____ Task material

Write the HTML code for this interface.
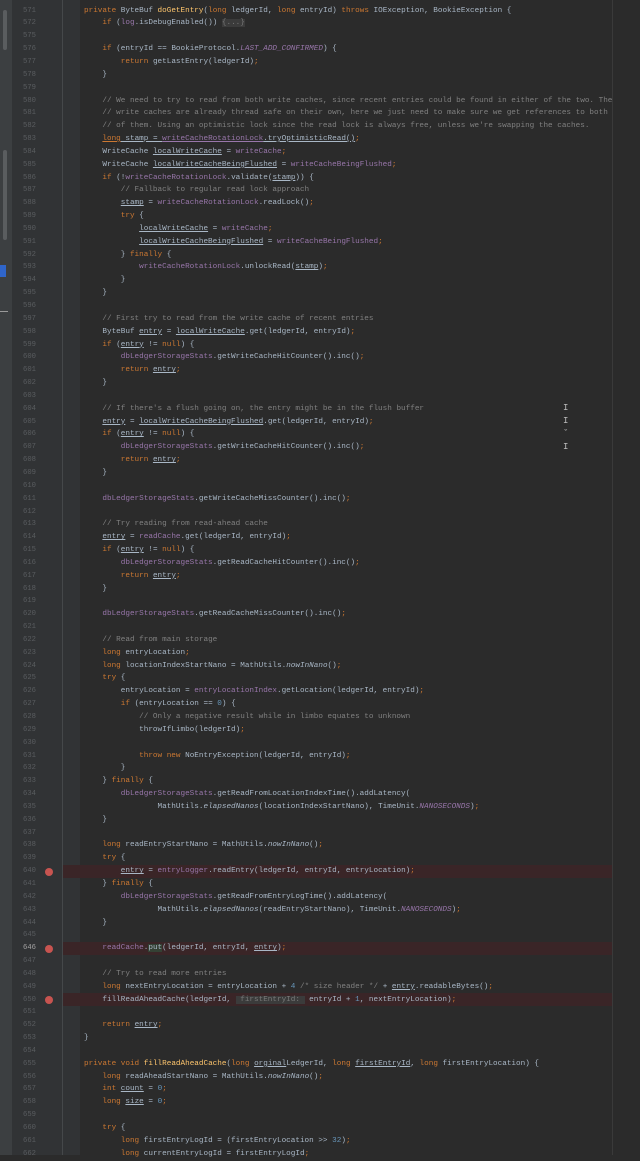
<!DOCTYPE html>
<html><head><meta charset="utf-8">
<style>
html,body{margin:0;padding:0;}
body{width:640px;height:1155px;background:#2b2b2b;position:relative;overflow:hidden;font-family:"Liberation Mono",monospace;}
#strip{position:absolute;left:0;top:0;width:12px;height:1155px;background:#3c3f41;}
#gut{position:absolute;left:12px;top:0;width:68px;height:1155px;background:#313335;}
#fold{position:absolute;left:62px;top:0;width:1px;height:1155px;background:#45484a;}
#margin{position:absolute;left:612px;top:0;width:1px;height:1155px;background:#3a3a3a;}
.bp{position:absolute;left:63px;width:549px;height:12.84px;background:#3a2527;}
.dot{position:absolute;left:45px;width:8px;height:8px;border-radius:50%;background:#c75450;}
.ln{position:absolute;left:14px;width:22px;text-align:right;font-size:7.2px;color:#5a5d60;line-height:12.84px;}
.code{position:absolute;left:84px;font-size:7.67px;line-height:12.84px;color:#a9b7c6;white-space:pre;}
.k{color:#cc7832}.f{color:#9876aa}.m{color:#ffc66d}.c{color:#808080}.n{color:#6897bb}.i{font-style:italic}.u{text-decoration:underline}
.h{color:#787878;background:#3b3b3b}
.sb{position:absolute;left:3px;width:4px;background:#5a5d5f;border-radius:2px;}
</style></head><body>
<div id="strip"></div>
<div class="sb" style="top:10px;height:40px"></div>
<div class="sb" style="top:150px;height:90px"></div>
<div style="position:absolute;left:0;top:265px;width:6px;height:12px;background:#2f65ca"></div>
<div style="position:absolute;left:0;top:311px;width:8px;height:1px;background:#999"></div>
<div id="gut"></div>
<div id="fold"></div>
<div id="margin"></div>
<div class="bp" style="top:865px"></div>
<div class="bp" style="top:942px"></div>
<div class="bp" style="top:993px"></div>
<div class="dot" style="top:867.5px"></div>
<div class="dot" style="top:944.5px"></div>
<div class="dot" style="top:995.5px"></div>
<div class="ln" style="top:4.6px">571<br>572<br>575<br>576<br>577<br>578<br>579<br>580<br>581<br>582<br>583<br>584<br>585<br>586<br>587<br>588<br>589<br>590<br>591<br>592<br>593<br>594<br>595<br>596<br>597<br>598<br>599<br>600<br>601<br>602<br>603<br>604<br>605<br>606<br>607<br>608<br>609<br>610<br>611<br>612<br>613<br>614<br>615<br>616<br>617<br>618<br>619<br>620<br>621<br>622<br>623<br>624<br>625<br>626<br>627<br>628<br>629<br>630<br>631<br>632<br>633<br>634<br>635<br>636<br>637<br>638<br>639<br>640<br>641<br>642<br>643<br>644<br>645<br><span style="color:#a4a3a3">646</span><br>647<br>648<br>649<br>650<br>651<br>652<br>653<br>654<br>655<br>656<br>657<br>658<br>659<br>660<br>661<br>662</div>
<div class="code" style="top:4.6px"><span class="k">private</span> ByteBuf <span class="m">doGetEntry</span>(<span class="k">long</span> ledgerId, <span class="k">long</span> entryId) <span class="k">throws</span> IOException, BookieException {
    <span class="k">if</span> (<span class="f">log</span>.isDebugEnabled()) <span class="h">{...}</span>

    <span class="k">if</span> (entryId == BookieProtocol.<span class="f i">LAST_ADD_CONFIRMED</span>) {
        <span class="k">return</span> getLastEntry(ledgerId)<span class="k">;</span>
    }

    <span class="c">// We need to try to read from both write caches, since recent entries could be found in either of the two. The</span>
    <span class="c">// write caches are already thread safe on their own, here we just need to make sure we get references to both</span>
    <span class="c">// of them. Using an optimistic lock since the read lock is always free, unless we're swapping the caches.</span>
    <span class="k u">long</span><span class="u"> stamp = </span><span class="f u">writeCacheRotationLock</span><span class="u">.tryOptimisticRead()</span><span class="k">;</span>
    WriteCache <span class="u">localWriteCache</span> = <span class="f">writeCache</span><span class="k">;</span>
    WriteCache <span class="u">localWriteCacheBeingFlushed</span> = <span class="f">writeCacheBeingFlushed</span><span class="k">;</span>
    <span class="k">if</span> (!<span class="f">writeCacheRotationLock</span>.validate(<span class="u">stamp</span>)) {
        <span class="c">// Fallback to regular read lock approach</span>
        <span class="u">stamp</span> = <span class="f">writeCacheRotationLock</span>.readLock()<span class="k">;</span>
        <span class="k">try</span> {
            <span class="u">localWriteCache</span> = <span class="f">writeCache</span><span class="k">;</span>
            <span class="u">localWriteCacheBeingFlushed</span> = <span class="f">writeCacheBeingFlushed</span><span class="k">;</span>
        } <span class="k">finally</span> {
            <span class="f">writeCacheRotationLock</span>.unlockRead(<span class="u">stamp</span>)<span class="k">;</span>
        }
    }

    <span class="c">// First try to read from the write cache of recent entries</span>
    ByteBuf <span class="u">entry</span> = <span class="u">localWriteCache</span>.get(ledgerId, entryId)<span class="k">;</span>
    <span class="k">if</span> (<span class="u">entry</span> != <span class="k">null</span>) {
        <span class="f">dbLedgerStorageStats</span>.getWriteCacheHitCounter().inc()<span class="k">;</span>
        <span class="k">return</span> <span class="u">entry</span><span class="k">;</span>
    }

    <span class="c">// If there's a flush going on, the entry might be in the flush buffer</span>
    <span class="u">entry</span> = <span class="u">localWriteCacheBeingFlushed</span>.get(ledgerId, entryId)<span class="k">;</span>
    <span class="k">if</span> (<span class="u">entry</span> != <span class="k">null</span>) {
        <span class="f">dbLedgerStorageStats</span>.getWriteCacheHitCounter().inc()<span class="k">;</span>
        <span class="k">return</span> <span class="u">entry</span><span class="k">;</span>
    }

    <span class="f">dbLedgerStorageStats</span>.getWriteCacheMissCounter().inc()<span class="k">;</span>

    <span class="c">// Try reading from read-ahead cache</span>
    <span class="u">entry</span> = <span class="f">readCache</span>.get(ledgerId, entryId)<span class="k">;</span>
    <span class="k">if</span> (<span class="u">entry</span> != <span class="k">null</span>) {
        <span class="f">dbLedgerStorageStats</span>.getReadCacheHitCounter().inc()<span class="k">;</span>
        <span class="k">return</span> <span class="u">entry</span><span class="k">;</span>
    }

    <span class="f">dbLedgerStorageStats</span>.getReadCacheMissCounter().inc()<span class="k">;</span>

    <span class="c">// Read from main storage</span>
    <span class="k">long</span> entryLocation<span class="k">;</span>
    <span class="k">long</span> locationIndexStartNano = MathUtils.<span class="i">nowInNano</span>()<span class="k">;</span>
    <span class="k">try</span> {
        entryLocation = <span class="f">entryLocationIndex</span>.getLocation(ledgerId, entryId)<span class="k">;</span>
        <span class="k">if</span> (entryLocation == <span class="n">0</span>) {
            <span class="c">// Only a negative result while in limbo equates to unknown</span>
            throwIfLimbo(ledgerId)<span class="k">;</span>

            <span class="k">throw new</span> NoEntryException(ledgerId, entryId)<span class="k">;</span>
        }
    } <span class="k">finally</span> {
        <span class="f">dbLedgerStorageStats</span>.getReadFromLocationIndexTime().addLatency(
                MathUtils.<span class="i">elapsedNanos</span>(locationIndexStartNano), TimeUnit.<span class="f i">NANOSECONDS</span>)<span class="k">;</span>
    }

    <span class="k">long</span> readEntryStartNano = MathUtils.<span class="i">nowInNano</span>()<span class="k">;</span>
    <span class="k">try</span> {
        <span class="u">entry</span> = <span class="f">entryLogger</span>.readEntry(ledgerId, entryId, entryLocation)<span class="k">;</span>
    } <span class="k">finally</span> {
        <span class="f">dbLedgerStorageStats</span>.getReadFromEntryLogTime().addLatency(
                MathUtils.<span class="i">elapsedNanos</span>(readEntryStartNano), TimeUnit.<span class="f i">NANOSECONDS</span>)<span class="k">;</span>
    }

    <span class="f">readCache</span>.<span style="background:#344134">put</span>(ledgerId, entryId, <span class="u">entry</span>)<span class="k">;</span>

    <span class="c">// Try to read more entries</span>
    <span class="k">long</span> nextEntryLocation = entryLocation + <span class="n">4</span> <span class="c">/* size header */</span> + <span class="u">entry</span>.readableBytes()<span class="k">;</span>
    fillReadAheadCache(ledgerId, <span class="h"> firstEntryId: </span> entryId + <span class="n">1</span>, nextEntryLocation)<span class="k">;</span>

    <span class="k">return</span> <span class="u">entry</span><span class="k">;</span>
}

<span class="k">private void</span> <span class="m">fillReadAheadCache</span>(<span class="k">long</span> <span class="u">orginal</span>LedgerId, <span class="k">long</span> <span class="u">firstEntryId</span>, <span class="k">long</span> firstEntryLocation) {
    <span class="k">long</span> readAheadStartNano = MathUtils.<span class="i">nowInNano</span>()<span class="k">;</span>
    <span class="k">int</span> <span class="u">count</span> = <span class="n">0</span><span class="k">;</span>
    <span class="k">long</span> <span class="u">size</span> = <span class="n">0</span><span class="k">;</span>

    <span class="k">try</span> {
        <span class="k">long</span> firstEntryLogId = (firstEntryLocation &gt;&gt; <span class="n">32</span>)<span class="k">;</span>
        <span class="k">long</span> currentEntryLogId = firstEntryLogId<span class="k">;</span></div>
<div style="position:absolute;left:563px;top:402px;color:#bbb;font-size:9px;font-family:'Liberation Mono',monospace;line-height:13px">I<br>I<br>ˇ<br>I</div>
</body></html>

________
____ Task material

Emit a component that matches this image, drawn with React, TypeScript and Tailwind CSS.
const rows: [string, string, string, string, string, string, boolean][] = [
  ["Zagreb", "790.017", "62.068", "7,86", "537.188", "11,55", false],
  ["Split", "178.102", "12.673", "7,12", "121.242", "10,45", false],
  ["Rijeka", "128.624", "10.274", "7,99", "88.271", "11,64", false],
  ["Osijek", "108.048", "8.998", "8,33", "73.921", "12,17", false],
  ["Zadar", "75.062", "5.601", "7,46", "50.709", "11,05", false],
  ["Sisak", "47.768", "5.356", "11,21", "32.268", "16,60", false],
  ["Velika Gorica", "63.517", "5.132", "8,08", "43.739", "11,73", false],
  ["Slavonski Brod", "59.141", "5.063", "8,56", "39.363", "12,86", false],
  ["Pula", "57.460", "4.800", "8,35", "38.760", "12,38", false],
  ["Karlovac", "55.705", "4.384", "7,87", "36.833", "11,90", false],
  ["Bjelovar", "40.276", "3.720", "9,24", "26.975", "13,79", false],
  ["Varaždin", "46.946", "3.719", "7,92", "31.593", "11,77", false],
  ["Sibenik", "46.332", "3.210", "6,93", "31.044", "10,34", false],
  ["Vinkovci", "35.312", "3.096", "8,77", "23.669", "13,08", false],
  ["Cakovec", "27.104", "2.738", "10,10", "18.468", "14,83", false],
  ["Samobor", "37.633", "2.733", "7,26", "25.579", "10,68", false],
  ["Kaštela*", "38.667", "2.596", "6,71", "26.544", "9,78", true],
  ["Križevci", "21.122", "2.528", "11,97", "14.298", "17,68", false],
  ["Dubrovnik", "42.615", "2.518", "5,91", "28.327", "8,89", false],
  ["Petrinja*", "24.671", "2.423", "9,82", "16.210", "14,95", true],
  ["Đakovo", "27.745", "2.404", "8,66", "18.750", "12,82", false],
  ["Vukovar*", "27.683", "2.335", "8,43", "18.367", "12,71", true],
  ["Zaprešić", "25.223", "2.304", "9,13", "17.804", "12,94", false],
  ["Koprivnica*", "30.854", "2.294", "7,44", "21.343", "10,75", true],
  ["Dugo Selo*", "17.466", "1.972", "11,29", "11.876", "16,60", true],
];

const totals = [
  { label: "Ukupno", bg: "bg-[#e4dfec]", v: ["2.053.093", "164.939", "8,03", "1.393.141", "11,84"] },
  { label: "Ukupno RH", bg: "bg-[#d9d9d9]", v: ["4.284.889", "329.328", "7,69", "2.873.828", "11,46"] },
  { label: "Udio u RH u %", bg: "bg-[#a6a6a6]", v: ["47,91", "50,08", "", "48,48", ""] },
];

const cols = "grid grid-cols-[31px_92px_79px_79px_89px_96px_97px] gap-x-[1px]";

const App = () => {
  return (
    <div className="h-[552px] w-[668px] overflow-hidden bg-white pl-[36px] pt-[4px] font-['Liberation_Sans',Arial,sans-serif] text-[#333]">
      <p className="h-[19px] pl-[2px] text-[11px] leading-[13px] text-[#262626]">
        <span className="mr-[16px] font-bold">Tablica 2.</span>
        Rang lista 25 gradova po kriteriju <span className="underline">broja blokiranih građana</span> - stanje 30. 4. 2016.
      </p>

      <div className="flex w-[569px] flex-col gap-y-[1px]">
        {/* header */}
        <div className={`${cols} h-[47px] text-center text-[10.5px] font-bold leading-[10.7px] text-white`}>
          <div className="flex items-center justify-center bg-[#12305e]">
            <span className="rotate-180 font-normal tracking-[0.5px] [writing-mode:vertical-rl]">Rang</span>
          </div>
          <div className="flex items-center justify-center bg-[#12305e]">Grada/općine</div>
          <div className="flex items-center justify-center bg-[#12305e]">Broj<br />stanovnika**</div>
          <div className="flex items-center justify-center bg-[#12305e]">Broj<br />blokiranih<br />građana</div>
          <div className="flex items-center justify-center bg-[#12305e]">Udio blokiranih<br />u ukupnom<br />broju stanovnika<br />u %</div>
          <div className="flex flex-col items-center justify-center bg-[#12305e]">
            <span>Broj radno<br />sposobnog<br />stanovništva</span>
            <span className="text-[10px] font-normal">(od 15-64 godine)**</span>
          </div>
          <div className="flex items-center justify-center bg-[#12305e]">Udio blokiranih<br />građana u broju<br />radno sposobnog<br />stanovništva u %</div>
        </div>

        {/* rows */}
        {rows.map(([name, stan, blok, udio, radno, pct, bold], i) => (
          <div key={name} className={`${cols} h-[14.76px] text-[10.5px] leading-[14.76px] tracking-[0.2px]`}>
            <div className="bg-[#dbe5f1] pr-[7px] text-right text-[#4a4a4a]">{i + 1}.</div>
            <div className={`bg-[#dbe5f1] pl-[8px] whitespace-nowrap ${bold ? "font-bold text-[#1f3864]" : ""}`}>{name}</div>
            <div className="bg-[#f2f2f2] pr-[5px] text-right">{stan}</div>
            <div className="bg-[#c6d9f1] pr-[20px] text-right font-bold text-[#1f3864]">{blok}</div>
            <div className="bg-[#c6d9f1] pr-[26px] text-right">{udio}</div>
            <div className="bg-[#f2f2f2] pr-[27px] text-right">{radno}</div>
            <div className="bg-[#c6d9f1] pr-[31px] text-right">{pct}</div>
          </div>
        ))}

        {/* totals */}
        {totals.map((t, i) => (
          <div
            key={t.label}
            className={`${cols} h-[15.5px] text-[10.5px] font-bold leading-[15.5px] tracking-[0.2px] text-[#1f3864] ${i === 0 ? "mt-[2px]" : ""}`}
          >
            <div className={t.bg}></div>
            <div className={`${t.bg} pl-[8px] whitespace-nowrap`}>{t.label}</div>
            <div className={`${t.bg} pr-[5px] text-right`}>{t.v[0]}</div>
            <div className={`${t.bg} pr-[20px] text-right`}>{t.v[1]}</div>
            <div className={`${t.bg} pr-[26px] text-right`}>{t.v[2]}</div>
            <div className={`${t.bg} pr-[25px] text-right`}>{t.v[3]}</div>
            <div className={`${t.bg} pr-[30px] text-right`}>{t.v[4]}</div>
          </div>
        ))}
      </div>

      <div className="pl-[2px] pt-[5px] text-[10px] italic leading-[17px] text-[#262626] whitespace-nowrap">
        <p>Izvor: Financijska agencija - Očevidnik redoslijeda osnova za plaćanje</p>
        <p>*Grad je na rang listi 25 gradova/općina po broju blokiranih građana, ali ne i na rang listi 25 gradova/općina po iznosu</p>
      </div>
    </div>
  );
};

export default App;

________
____ Task material

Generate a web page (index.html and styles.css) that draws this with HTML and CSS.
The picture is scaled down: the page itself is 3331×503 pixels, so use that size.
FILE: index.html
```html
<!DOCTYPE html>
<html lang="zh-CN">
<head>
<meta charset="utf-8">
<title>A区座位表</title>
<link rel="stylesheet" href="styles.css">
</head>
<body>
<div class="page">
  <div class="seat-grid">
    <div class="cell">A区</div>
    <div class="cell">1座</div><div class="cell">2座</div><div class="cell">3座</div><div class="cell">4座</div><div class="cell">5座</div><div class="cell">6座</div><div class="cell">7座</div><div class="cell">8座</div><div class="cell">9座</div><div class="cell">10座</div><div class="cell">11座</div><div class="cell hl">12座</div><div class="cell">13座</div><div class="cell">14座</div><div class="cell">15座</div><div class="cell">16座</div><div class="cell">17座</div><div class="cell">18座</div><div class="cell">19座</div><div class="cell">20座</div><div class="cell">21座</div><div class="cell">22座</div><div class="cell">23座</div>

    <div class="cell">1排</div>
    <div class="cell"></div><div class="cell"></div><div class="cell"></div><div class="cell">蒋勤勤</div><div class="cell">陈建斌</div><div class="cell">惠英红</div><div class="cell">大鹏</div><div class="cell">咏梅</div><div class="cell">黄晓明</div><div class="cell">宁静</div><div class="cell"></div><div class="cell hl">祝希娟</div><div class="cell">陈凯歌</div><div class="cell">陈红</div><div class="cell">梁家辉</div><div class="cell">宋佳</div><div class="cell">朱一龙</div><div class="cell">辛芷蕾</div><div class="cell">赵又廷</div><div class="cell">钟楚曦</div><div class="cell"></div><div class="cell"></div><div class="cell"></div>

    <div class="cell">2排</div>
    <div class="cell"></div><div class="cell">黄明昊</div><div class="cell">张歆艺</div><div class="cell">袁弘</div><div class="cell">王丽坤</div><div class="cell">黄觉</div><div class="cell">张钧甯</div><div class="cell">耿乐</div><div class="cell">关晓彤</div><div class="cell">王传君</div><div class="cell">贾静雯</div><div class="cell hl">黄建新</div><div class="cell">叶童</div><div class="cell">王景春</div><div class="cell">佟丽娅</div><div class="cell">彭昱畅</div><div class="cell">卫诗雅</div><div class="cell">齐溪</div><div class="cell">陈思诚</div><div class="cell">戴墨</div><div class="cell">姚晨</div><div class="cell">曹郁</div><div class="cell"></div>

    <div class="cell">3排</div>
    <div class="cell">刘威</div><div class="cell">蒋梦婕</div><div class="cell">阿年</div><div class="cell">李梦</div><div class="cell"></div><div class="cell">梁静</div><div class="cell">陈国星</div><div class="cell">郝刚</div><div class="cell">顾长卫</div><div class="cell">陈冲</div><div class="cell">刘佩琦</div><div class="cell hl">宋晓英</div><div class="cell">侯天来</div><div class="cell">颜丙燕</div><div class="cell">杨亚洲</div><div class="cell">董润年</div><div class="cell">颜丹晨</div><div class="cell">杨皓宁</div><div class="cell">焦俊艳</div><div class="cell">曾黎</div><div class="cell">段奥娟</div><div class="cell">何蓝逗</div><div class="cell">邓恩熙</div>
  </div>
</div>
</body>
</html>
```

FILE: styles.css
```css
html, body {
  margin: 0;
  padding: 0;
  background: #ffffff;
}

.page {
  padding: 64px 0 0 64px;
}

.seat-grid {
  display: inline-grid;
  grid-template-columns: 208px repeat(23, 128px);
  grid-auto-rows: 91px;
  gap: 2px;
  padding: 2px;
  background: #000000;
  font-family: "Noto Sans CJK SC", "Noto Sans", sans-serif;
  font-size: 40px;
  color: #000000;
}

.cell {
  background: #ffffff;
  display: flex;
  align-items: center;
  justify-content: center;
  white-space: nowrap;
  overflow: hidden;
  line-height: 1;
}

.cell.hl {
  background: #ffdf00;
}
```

________

Exercise prompt
Identify and copy the lines holding the word "this".

Correct answer
Write the HTML code for this interface.
Emit a component that matches this image, drawn with React, TypeScript and Tailwind CSS.
Generate a web page (index.html and styles.css) that draws this with HTML and CSS.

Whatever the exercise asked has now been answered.